In putting on the saw, it should be passed up to the collar, and c screwed home until it binds in the saw eye with enough force to bring the threads of c fairly in contact with those on the mandrel a, but if screwed home too tightly it may spring the saw, especially if the saw is a very thin one.
As c must be removed from the arbor or mandrel every time the saw is changed, the wear on its thread is great, and in time it becomes loose, which impairs its accuracy.
Fig. 3082.
This objection is overcome in the construction shown in [Fig. 3082], which is that employed by the S. A. Woods Machine Company. It is seen in the figure that the cone c fits externally in a recess in the collar b, and at the coned end also upon the plain part e of the arbor. The cone is hollow and receives a spiral spring s, s. When the saw is put on it first meets c, and as nut n is screwed up, the saw s and cone are forced along arbor e until the saw meets the face of b, and the clamping takes place. The strength of the spring s is sufficient to hold the saw true, and as the motion of cone c is in this case but a very little, therefore its wear is but little, which makes this a durable and handy device, while the saw cannot be sprung from over-pressure of the cone. Circular saws of large diameter, as from 40 inches upwards, are made a fair sliding fit upon their arbors or mandrels, and are provided with two diametrically opposite pins that are fast in the arbor collar.
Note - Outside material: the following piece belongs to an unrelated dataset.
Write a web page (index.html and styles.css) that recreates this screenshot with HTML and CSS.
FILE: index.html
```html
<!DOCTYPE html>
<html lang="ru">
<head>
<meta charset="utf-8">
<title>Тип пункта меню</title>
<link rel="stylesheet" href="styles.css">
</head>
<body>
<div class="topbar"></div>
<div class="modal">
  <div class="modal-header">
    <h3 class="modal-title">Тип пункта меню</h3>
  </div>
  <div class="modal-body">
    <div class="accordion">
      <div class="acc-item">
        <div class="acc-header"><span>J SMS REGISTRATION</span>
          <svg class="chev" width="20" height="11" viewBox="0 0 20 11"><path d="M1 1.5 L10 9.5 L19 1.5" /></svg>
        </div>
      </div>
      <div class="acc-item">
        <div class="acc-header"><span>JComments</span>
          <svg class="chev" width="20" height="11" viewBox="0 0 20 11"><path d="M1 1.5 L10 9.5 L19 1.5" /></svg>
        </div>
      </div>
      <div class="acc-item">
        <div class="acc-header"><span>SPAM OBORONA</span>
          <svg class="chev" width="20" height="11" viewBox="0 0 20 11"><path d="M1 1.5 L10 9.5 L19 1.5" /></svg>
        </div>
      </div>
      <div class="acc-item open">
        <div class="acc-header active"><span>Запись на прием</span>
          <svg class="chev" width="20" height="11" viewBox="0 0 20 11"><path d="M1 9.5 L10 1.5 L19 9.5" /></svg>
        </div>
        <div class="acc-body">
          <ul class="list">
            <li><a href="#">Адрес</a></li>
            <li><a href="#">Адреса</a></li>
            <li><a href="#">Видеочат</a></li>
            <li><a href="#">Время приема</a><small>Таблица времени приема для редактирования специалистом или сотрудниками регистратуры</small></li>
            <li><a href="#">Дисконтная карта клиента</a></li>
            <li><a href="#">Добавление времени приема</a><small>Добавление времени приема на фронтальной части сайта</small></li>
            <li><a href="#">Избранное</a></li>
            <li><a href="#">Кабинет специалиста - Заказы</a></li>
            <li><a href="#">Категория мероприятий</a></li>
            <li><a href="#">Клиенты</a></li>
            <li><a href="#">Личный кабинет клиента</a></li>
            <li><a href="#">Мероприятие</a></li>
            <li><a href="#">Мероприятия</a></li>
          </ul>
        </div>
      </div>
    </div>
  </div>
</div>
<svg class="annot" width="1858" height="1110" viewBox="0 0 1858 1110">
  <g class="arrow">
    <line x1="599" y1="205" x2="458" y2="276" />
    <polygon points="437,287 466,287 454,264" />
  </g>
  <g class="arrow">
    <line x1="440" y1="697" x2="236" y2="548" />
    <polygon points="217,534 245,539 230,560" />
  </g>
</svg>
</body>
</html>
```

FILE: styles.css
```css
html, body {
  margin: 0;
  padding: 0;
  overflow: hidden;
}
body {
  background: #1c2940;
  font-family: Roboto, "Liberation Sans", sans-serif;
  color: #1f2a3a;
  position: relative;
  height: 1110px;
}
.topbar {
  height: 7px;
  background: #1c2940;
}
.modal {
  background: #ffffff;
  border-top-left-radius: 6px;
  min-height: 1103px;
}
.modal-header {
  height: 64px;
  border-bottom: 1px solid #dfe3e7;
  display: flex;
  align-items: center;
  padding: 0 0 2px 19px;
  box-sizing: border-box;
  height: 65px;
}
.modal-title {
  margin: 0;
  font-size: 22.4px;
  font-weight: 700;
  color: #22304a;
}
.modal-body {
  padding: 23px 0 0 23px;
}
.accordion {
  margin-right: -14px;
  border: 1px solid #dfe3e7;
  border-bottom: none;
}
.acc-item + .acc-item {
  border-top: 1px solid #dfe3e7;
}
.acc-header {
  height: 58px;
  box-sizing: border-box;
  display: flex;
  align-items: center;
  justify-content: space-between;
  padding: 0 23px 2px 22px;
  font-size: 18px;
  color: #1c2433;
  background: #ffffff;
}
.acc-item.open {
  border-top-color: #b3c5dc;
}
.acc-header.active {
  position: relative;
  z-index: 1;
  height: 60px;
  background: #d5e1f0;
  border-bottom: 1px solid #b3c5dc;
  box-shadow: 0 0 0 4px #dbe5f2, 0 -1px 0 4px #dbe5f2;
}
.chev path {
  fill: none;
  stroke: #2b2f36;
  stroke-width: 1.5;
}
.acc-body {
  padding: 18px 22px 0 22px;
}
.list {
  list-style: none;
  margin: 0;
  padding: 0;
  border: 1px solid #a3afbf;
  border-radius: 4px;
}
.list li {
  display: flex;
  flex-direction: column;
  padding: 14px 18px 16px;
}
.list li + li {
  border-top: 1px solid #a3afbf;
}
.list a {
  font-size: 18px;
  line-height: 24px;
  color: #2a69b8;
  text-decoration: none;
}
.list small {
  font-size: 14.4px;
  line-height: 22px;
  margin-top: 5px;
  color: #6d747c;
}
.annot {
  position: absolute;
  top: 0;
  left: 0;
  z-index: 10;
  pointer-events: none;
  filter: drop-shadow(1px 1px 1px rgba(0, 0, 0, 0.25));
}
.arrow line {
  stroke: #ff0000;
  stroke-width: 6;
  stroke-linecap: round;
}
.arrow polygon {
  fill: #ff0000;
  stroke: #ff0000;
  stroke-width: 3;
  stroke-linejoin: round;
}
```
The pins should be on diametrically opposite sides of the arbor, and an easy sliding fit to the holes in the saw, but they should not bind tight. Both pins should bear against the holes in the saw, and if both the pins and the holes in the saw are properly located, the saw will pass up to the collar with either side against the arbor collar, or in other words, the saw may be turned around upon the arbor.
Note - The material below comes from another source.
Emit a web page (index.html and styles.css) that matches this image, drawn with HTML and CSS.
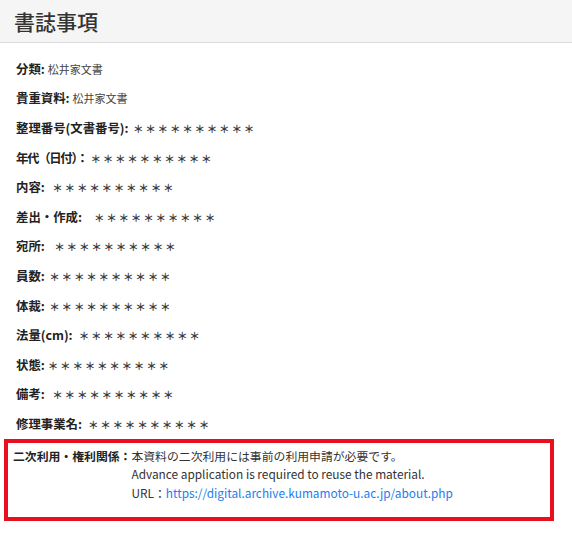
FILE: index.html
```html
<!DOCTYPE html>
<html lang="ja">

<head>
    <meta charset="UTF-8">
    <title>書誌事項</title>
    <link rel="stylesheet" href="styles.css">
</head>

<body>
    <div class="section-header">
        <h2>書誌事項</h2>
    </div>

    <div class="biblio">
        <div class="row">
            <span class="label">分類:</span>
            <span class="value">松井家文書</span>
        </div>
        <div class="row">
            <span class="label">貴重資料:</span>
            <span class="value">松井家文書</span>
        </div>
        <div class="row">
            <span class="label">整理番号(文書番号):</span>
            <span class="stars gap-xs">＊＊＊＊＊＊＊＊＊＊</span>
        </div>
        <div class="row">
            <span class="label tight">年代（日付）：</span>
            <span class="stars gap-xxs">＊＊＊＊＊＊＊＊＊＊</span>
        </div>
        <div class="row">
            <span class="label">内容:</span>
            <span class="stars gap-m">＊＊＊＊＊＊＊＊＊＊</span>
        </div>
        <div class="row">
            <span class="label">差出・作成:</span>
            <span class="stars gap-xl">＊＊＊＊＊＊＊＊＊＊</span>
        </div>
        <div class="row">
            <span class="label">宛所:</span>
            <span class="stars gap-l">＊＊＊＊＊＊＊＊＊＊</span>
        </div>
        <div class="row">
            <span class="label">員数:</span>
            <span class="stars gap-xs">＊＊＊＊＊＊＊＊＊＊</span>
        </div>
        <div class="row">
            <span class="label">体裁:</span>
            <span class="stars gap-xs">＊＊＊＊＊＊＊＊＊＊</span>
        </div>
        <div class="row">
            <span class="label">法量(cm):</span>
            <span class="stars gap-s">＊＊＊＊＊＊＊＊＊＊</span>
        </div>
        <div class="row">
            <span class="label">状態:</span>
            <span class="stars gap-xxs">＊＊＊＊＊＊＊＊＊＊</span>
        </div>
        <div class="row">
            <span class="label">備考:</span>
            <span class="stars gap-m">＊＊＊＊＊＊＊＊＊＊</span>
        </div>
        <div class="row">
            <span class="label">修理事業名:</span>
            <span class="stars gap-s">＊＊＊＊＊＊＊＊＊＊</span>
        </div>
    </div>

    <!-- 二次利用の注意書き -->
    <div class="rights-box">
        <div class="rights-label">二次利用・権利関係：</div>
        <div class="rights-text">
            <div>本資料の二次利用には事前の利用申請が必要です。</div>
            <div>Advance application is required to reuse the material.</div>
            <div>URL：<a href="https://digital.archive.kumamoto-u.ac.jp/about.php">https://digital.archive.kumamoto-u.ac.jp/about.php</a></div>
        </div>
    </div>
</body>

</html>
```

FILE: styles.css
```css
body {
    margin: 0;
    background: #fff;
    color: #222;
    font-family: "Noto Sans CJK JP", "Noto Sans", sans-serif;
}

.section-header {
    height: 42px;
    background-color: #f5f5f5;
    border-bottom: 1px solid #dcdcdc;
    display: flex;
    align-items: center;
    padding-left: 14px;
}

.section-header h2 {
    margin: 0;
    font-size: 21px;
    font-weight: 500;
    color: #333;
    line-height: 1;
}

.biblio {
    padding: 11px 0 0 16px;
}

.row {
    height: 29.6px;
    display: flex;
    align-items: center;
}

.label {
    font-size: 12.4px;
    font-weight: 700;
    color: #222;
}

.label.tight {
    letter-spacing: -1.3px;
}

.value {
    margin-left: 3px;
    font-size: 11px;
    color: #444;
}

/* 伏字の＊ */
.stars {
    font-size: 10.6px;
    font-weight: 700;
    letter-spacing: 1.7px;
    color: #3a3a3a;
    padding-top: 1px;
}

.gap-xxs {
    margin-left: 3px;
}

.gap-xs {
    margin-left: 4.5px;
}

.gap-s {
    margin-left: 6px;
}

.gap-m {
    margin-left: 7.5px;
}

.gap-l {
    margin-left: 9.5px;
}

.gap-xl {
    margin-left: 12px;
}

.rights-box {
    width: 537px;
    margin-left: 4px;
    border: 4px solid #e8101f;
    padding: 4px 0 15px 5px;
    display: flex;
    font-size: 11.85px;
    line-height: 18.5px;
}

.rights-label {
    font-weight: 700;
    color: #222;
}

.rights-text {
    color: #333;
}

.rights-text a {
    color: #1a7ef0;
    text-decoration: none;
}
```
If the pins, or either of them, bind in the holes of the saw, and the latter is forced on the arbor, it will spring the saw out of true, and when this is the case care should be taken in making the correction to discover whether it is the pins or the holes in the saw that are wrongly located. If it is the pins, the error will show the same whichever side of the saw is placed next to the arbor collar, while if the error is in the holes, the error will show differently when the saw is reversed on the arbor.
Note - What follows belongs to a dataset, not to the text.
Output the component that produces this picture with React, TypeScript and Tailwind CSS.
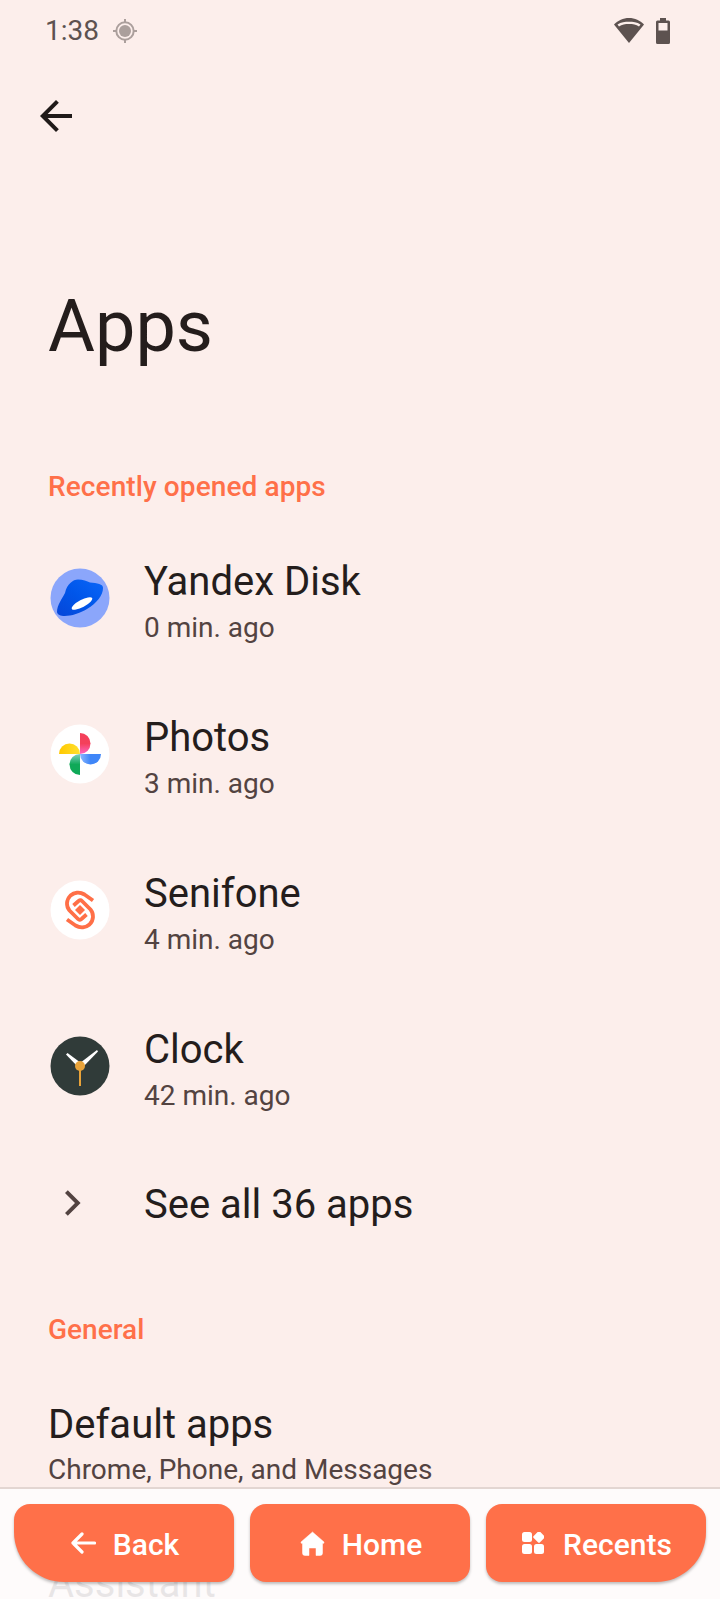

When a saw becomes worn, and its teeth require sharpening, the first thing to do is to joint it, that is to say, bring down all its teeth to the same height, which may be done by holding an emery block or file against it while the saw is running, care being taken to hold the block or file firmly, and to continue the process until the tops of the teeth run true.
The next operation is to gum and sharpen the teeth. Gumming a saw is cutting out the throats, or gullets between the teeth, so as to maintain the height of the tooth, and it follows that on saws that have sharp gullets (or in other words, saws in which the back of one tooth and the face of the next tooth join in a sharp corner), the sharpening process with the file may be made to also perform the gumming.